После этого я не видел этого офицера, и уверен, что Вельяминов велел ему помочь. Для этого употреблялись обыкновенно деньги из экстраординарной суммы, которая отпускалась в значительных размерах для подарков горцам и для содержания лазутчиков, но большею частью только выводилась по книгам в расход на Мустафу или Измаила, а на деле расходовалось совсем на другие предметы.
В том крае и в то время это было совершенно необходимо. Конечно, от начальника зависело, чтобы эта сумма была употреблена с пользою и не попала в его собственный карман. Вельяминов был в этом отношении вне всякого подозрения; но, к сожалению, этого нельзя сказать об его окружающих, пользовавшихся его доверием.
Надобно признаться, что при выборе этих приближенных, он мало обращал внимания на их нравственную сторону. Оттого при нем являлись нередко личности довольно темные. Легко может быть, что многие из них были ему навязаны ***ским, который пользовался его ленью и делал много такого, что легло упреком на память Алексея Александровича.
Подчиненные и войска боялись Вельяминова и имели полное доверие к его способностям и опытности. У горцев, мирных и немирных, имя его было грозно. В аулах о нем пелись песни; он был известен под именем Кызыл-Дженерал (т.е. рыжий генерал) или Ильменин.
Деятель времен Ермолова, он не стеснялся в мерах, которые должен был принимать в некоторых случаях. Деспотические выходки его были часто возмутительны. Однажды, узнав, что конвой от Донского полка при появлении горцев бросил проезжающего и ускакал, и что по произведенному дознанию в этом полку было множество злоупотреблений, он послал туда штаб-офицера и приказал арестовать полкового командира и всех офицеров, а казаков всего полка по именному списку всех высечь ногайками. Донцы, конечно, подняли большой шум, и Вельяминову был сделан секретный высочайший выговор.

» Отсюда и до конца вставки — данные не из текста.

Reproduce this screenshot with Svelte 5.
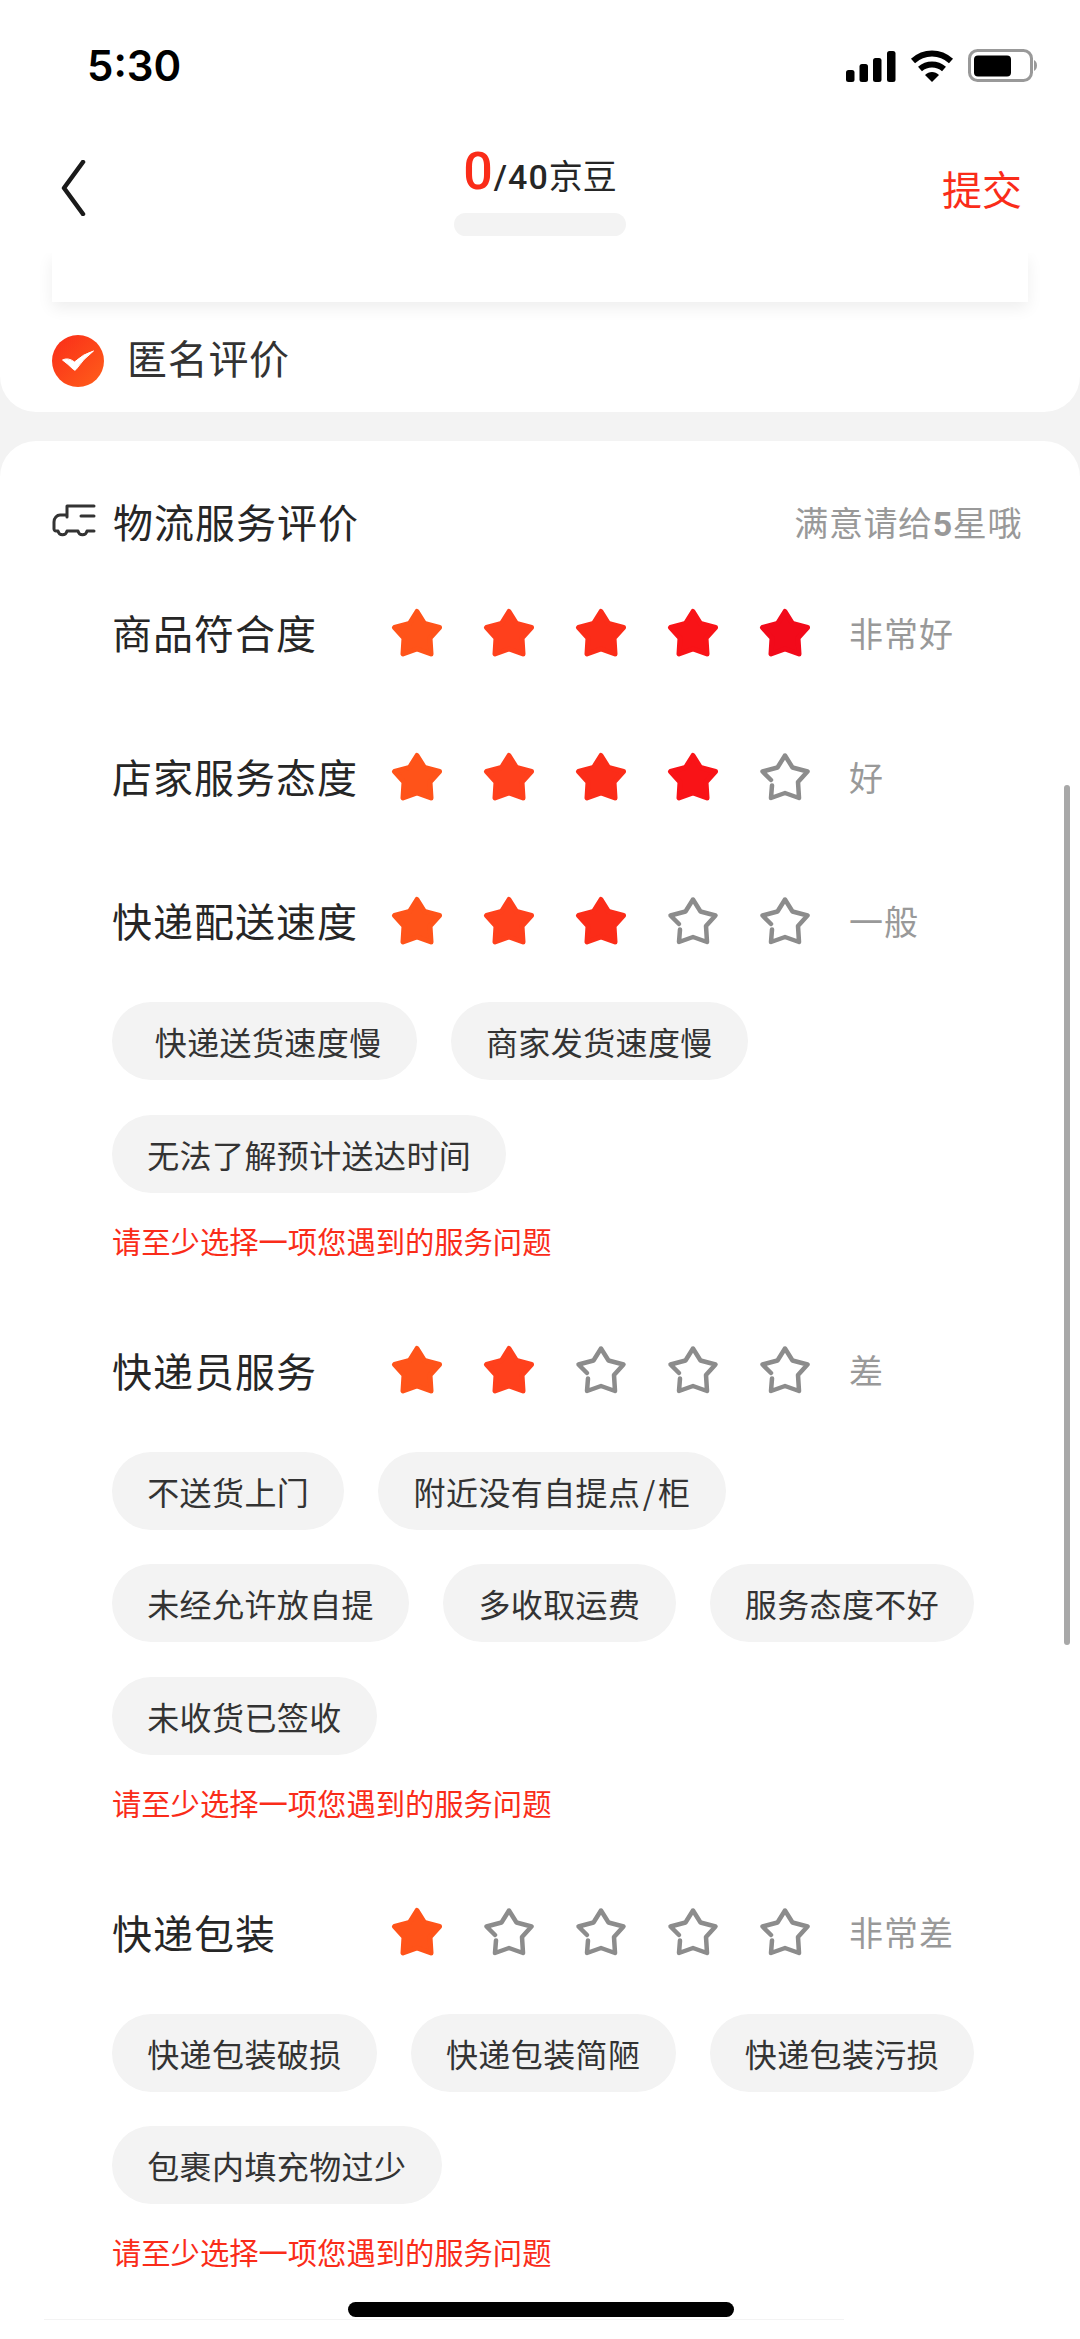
<script>
  const rows = [
    { label: "商品符合度", stars: 5, note: "非常好" },
    { label: "店家服务态度", stars: 4, note: "好" },
    {
      label: "快递配送速度",
      stars: 3,
      note: "一般",
      tags: ["\u00a0快递送货速度慢", "商家发货速度慢", "无法了解预计送达时间"],
    },
    {
      label: "快递员服务",
      stars: 2,
      note: "差",
      tags: ["不送货上门", "附近没有自提点\u200a/\u200a柜", "未经允许放自提", "多收取运费", "服务态度不好", "未收货已签收"],
    },
    {
      label: "快递包装",
      stars: 1,
      note: "非常差",
      tags: ["快递包装破损", "快递包装简陋", "快递包装污损", "包裹内填充物过少"],
    },
  ];
  const starColors = ["#ff5319", "#ff401c", "#fb2c18", "#f91317", "#f20a1a"];
  const starFilled = "M26 3.5 L33.5 15.5 L48.5 19.5 L39 30 L40 46 L26 41 L12 46 L13 30 L3.5 19.5 L18.5 15.5 Z";
  // the outline star has a small break on its lower left
  const starOutline = "M13 33.5 L12 46 L26 41 L40 46 L39 30 L48.5 19.5 L33.5 15.5 L26 3.5 L18.5 15.5 L3.5 19.5 L12 28";
</script>

<div class="page">
  <header class="top">
    <div class="status">
      <span class="time">5:30</span>
      <div class="status-icons">
        <svg width="50" height="32" viewBox="0 0 50 32">
          <rect x="0" y="20" width="8.5" height="12" rx="2.5" />
          <rect x="13.5" y="14" width="8.5" height="18" rx="2.5" />
          <rect x="27" y="8" width="8.5" height="24" rx="2.5" />
          <rect x="41" y="1" width="8.5" height="31" rx="2.5" />
        </svg>
        <svg width="44" height="34" viewBox="0 0 44 34">
          <path d="M3 12 C14 2 30 2 41 12" fill="none" stroke="#000" stroke-width="6" stroke-linejoin="round" />
          <path d="M10 20 C17 14 27 14 34 20" fill="none" stroke="#000" stroke-width="6" />
          <path d="M15 26 C19 22 25 22 29 26 L22 33 Z" />
        </svg>
        <svg width="70" height="34" viewBox="0 0 70 34">
          <rect x="1.5" y="1.5" width="62" height="30" rx="8" fill="none" stroke="#999" stroke-width="3" />
          <rect x="6" y="6.5" width="37" height="21" rx="4" />
          <path d="M66 11 C70 13 70 20 66 22 Z" fill="#999" />
        </svg>
      </div>
    </div>
    <nav class="nav">
      <svg class="back" width="26" height="56" viewBox="0 0 26 56">
        <path d="M23 2 L4 28 L23 54" fill="none" stroke="#1a1a1a" stroke-width="4.5" stroke-linecap="round" stroke-linejoin="round" />
      </svg>
      <div class="beans">
        <div class="count"><b>0</b><span class="total">/40</span><span>京豆</span></div>
        <div class="pill"></div>
      </div>
      <span class="submit">提交</span>
    </nav>
  </header>

  <section class="anon">
    <div class="goods"></div>
    <div class="anon-row">
      <svg width="52" height="52" viewBox="0 0 52 52">
        <defs>
          <linearGradient id="chk" x1="0" y1="0" x2="1" y2="1">
            <stop offset="0" stop-color="#fa2c19" />
            <stop offset="1" stop-color="#ff5f1a" />
          </linearGradient>
        </defs>
        <circle cx="26" cy="26" r="26" fill="url(#chk)" />
        <path d="M10.5 25 Q16 22 22.5 27 Q31 19 41.5 16 Q31 24 24 34.5 Q23 36 21.5 34.5 Q16 29 10.5 25 Z" fill="#fff" stroke="#fff" stroke-width="1" stroke-linejoin="round" />
      </svg>
      <span>匿名评价</span>
    </div>
  </section>

  <section class="card">
    <div class="card-head">
      <svg class="truck" width="44" height="36" viewBox="0 0 44 36" fill="none" stroke="#333" stroke-width="3" stroke-linecap="round" stroke-linejoin="round">
        <path d="M42 3 H15 V14" />
        <path d="M14 12 H8 C5 12 2 15 2 19 V26 C2 27 3 28 4 28 H6 C7 33 14 33 15 28 H26 C27 33 34 33 35 28 H42" />
        <path d="M29 13 H42" />
      </svg>
      <h2>物流服务评价</h2>
      <span class="hint">满意请给<b>5</b>星哦</span>
    </div>

    {#each rows as row}
      <div class="rate" class:has-tags={row.tags}>
        <div class="rate-row">
          <span class="label">{row.label}</span>
          <div class="stars">
            {#each starColors as color, i}
              <svg width="52" height="49" viewBox="0 0 52 49">
                {#if i < row.stars}
                  <path d={starFilled} fill={color} stroke={color} stroke-width="5" stroke-linejoin="round" />
                {:else}
                  <path d={starOutline} fill="none" stroke="#8c8c8c" stroke-width="4.5" stroke-linecap="round" stroke-linejoin="round" />
                {/if}
              </svg>
            {/each}
          </div>
          <span class="note">{row.note}</span>
        </div>
        {#if row.tags}
          <div class="tags">
            {#each row.tags as tag}
              <span class="tag">{tag}</span>
            {/each}
          </div>
          <p class="error">请至少选择一项您遇到的服务问题</p>
        {/if}
      </div>
    {/each}
    <div class="bottom-line"></div>
  </section>

  <div class="scrollbar"></div>
  <div class="home"></div>
</div>

<style>
  :global(body) {
    background: #f3f3f3;
  }

  .page {
    position: relative;
    width: 1080px;
    height: 2339px;
    overflow: hidden;
    background: #f3f3f3;
    font-family: "Noto Sans CJK SC", "Noto Sans", sans-serif;
    color: #262626;
  }

  .top {
    position: relative;
    z-index: 2;
    height: 253px;
    background: #fff;
  }

  .status {
    display: flex;
    justify-content: space-between;
    align-items: center;
    height: 60px;
    padding: 36px 42px 0 87px;
  }

  .time {
    font-family: Inter, sans-serif;
    font-size: 42px;
    font-weight: 600;
    color: #000;
    line-height: 60px;
  }

  .status-icons {
    display: flex;
    align-items: center;
    gap: 14px;
  }

  .nav {
    position: relative;
    display: flex;
    justify-content: space-between;
    align-items: flex-start;
    padding: 64px 58px 0 60px;
  }

  .beans {
    position: absolute;
    left: 454px;
    top: 47px;
    width: 172px;
    display: flex;
    flex-direction: column;
    align-items: center;
  }

  .count {
    display: flex;
    align-items: baseline;
    height: 58px;
    line-height: 58px;
    font-size: 34px;
    white-space: nowrap;
  }

  .count b {
    font-family: Roboto, sans-serif;
    font-size: 52px;
    font-weight: 500;
    color: #fa2c19;
  }

  .total {
    font-family: Roboto, sans-serif;
    font-weight: 500;
    margin-left: 1px;
    letter-spacing: 1px;
  }

  .pill {
    width: 172px;
    height: 23px;
    margin-top: 12px;
    border-radius: 12px;
    background: #f3f3f3;
  }

  .submit {
    font-size: 40px;
    line-height: 56px;
    color: #fa2c19;
  }

  .anon {
    height: 159px;
    padding: 0 52px;
    background: #fff;
    border-radius: 0 0 36px 36px;
  }

  .goods {
    height: 49px;
    background: #fff;
    box-shadow: 0 6px 16px rgba(0, 0, 0, 0.07);
  }

  .anon-row {
    display: flex;
    align-items: center;
    gap: 23px;
    margin-top: 29px;
    font-size: 40px;
    line-height: 52px;
    letter-spacing: 0.7px;
    color: #333;
  }

  .anon-row span {
    padding-bottom: 8px;
  }

  .card {
    position: relative;
    margin-top: 29px;
    height: 1900px;
    background: #fff;
    border-radius: 36px 36px 0 0;
  }

  .card-head {
    display: flex;
    align-items: center;
    height: 60px;
    padding: 50px 58px 0 52px;
  }

  .truck {
    margin-right: 17px;
  }

  h2 {
    flex: 1;
    margin: 0;
    font-size: 40px;
    font-weight: 400;
    letter-spacing: 1px;
  }

  .hint {
    font-size: 34px;
    letter-spacing: 0.6px;
    color: #999;
  }

  .hint b {
    font-family: Roboto, sans-serif;
    font-weight: 700;
  }

  .rate {
    padding: 0 0 0 112px;
    margin-top: 51px;
  }

  .rate + .rate {
    margin-top: 84px;
  }

  .rate.has-tags + .rate {
    margin-top: 80px;
  }

  .rate-row {
    display: flex;
    align-items: center;
    height: 60px;
  }

  .label {
    width: 279px;
    font-size: 40px;
    letter-spacing: 1px;
  }

  .stars {
    display: flex;
    gap: 40px;
  }

  .note {
    margin-left: 38px;
    font-size: 34px;
    letter-spacing: 1px;
    color: #999;
  }

  .tags {
    display: flex;
    flex-wrap: wrap;
    gap: 34.5px 34px;
    margin-top: 52px;
    width: 880px;
  }

  .tag {
    height: 78px;
    padding: 0 35.2px;
    border-radius: 39px;
    background: #f3f3f3;
    font-size: 32px;
    line-height: 78px;
    letter-spacing: 0.4px;
    color: #333;
    white-space: pre;
  }

  .error {
    margin: 27px 0 0;
    font-size: 29.3px;
    line-height: 40px;
    color: #fa2c19;
  }

  .bottom-line {
    position: absolute;
    left: 44px;
    top: 1878px;
    width: 800px;
    height: 1px;
    background: #f3f3f3;
  }

  .scrollbar {
    position: absolute;
    left: 1064px;
    top: 785px;
    width: 6px;
    height: 860px;
    border-radius: 3px;
    background: #a8a8a8;
  }

  .home {
    position: absolute;
    left: 348px;
    top: 2302px;
    width: 386px;
    height: 15px;
    border-radius: 8px;
    background: #000;
  }
</style>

Чтобы кончить речь о Вельяминове, я должен выставить еще одну черту его характера. Он не боялся декабристов, которых много к нему в войска присылали. Он обращался с ними учтиво, ласково и не делал никакого различия между ними и офицерами. Многие бывали у него в солдатских шинелях, но в Ставрополе и деревнях они носили гражданскую или черкесскую одежду, и никто не находил этого неправильным.